▸ Problem details: Could you copy every line from the material below in which "index" appears?

-- start of Raw data --

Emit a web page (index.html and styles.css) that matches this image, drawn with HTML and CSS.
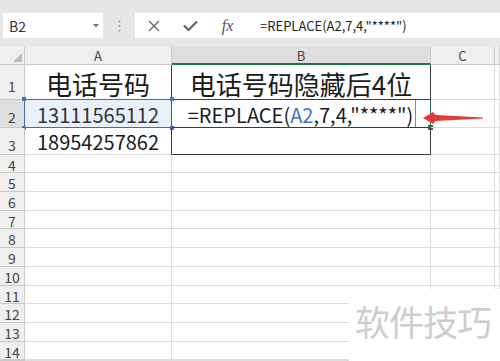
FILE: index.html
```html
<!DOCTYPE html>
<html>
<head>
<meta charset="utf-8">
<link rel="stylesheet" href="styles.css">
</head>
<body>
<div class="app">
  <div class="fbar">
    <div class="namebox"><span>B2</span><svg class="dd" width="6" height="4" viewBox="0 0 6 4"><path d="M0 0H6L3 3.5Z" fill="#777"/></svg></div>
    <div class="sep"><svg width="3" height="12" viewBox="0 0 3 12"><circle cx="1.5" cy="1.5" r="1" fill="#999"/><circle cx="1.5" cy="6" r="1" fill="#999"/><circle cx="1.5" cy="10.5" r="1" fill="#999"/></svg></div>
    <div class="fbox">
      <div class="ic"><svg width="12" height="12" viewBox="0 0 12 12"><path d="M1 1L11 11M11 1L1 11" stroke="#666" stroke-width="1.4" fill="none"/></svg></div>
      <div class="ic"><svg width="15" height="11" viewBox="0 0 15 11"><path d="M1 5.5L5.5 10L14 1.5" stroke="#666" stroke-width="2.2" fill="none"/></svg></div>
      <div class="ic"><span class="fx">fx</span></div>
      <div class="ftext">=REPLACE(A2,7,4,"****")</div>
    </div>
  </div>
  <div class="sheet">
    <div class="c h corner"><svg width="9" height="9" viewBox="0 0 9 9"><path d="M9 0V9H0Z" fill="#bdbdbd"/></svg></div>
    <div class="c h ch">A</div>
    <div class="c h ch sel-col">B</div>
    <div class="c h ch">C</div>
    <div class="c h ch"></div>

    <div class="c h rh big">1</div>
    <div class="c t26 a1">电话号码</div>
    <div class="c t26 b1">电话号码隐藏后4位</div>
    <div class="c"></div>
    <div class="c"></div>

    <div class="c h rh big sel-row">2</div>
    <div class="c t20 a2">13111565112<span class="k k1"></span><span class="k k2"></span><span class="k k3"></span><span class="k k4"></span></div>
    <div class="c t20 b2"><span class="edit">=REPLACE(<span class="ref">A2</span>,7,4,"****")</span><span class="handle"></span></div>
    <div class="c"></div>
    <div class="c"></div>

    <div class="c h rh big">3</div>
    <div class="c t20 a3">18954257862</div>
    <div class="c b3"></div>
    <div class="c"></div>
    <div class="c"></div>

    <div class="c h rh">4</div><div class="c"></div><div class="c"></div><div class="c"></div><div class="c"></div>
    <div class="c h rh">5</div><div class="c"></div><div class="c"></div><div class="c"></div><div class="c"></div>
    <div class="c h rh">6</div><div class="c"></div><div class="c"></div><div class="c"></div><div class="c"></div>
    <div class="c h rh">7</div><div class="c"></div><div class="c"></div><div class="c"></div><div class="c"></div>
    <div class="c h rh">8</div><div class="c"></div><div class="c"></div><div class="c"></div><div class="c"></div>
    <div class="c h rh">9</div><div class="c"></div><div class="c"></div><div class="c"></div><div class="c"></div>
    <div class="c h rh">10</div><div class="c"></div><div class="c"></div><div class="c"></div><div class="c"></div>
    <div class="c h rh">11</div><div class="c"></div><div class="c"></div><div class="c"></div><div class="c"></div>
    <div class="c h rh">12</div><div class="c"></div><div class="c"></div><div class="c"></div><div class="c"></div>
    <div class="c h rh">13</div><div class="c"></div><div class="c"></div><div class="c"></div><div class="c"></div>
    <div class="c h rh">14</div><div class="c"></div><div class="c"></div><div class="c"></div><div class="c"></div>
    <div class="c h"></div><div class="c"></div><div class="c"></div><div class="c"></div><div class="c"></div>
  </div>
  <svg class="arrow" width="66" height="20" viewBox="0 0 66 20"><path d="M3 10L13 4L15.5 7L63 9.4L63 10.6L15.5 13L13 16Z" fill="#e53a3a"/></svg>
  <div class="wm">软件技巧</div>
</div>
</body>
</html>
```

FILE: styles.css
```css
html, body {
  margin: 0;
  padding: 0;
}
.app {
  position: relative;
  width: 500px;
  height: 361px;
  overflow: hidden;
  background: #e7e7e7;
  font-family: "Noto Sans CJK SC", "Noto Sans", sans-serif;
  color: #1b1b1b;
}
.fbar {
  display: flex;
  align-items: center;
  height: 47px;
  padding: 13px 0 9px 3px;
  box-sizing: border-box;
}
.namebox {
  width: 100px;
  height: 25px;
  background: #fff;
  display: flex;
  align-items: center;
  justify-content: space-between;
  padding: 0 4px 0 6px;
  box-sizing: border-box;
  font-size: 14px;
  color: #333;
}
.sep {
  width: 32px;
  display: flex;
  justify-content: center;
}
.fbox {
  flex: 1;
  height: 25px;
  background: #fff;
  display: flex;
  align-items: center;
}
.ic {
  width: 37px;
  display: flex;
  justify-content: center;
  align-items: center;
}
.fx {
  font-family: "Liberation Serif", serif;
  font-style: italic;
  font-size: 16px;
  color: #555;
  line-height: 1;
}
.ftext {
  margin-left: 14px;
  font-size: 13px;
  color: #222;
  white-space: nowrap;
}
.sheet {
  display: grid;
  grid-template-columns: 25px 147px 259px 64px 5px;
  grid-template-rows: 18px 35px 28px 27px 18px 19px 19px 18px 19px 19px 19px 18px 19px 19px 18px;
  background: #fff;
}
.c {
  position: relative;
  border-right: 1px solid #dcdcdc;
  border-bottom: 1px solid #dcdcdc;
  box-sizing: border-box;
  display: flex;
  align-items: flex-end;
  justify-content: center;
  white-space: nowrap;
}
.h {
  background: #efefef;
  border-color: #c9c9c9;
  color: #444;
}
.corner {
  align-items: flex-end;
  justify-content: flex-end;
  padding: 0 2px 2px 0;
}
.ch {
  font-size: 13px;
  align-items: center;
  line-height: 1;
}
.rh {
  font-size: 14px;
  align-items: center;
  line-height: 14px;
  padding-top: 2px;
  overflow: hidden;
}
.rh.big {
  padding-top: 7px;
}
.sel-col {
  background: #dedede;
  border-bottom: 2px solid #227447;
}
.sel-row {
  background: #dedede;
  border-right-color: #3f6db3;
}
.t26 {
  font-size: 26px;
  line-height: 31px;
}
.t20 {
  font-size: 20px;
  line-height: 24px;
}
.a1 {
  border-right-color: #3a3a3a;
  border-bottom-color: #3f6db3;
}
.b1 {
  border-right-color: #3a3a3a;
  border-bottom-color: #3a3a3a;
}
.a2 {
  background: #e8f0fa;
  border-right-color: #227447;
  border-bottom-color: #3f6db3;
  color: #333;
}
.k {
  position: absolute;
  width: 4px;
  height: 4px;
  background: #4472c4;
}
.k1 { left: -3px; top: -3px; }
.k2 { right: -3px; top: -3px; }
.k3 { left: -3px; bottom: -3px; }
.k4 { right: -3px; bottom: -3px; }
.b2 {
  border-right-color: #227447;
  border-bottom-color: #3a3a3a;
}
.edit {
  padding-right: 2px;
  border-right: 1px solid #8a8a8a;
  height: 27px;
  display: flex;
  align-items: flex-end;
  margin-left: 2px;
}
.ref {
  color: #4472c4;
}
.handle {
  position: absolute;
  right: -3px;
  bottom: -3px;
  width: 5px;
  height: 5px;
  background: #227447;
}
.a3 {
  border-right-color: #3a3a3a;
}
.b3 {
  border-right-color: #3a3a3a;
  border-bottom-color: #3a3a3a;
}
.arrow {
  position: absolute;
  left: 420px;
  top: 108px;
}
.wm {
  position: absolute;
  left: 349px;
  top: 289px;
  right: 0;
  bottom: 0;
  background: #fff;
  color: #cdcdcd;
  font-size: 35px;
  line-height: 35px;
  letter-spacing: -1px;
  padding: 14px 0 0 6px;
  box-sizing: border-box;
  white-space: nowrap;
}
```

-- end of Raw data --

▸ Right answer:
Emit a web page (index.html and styles.css) that matches this image, drawn with HTML and CSS.
FILE: index.html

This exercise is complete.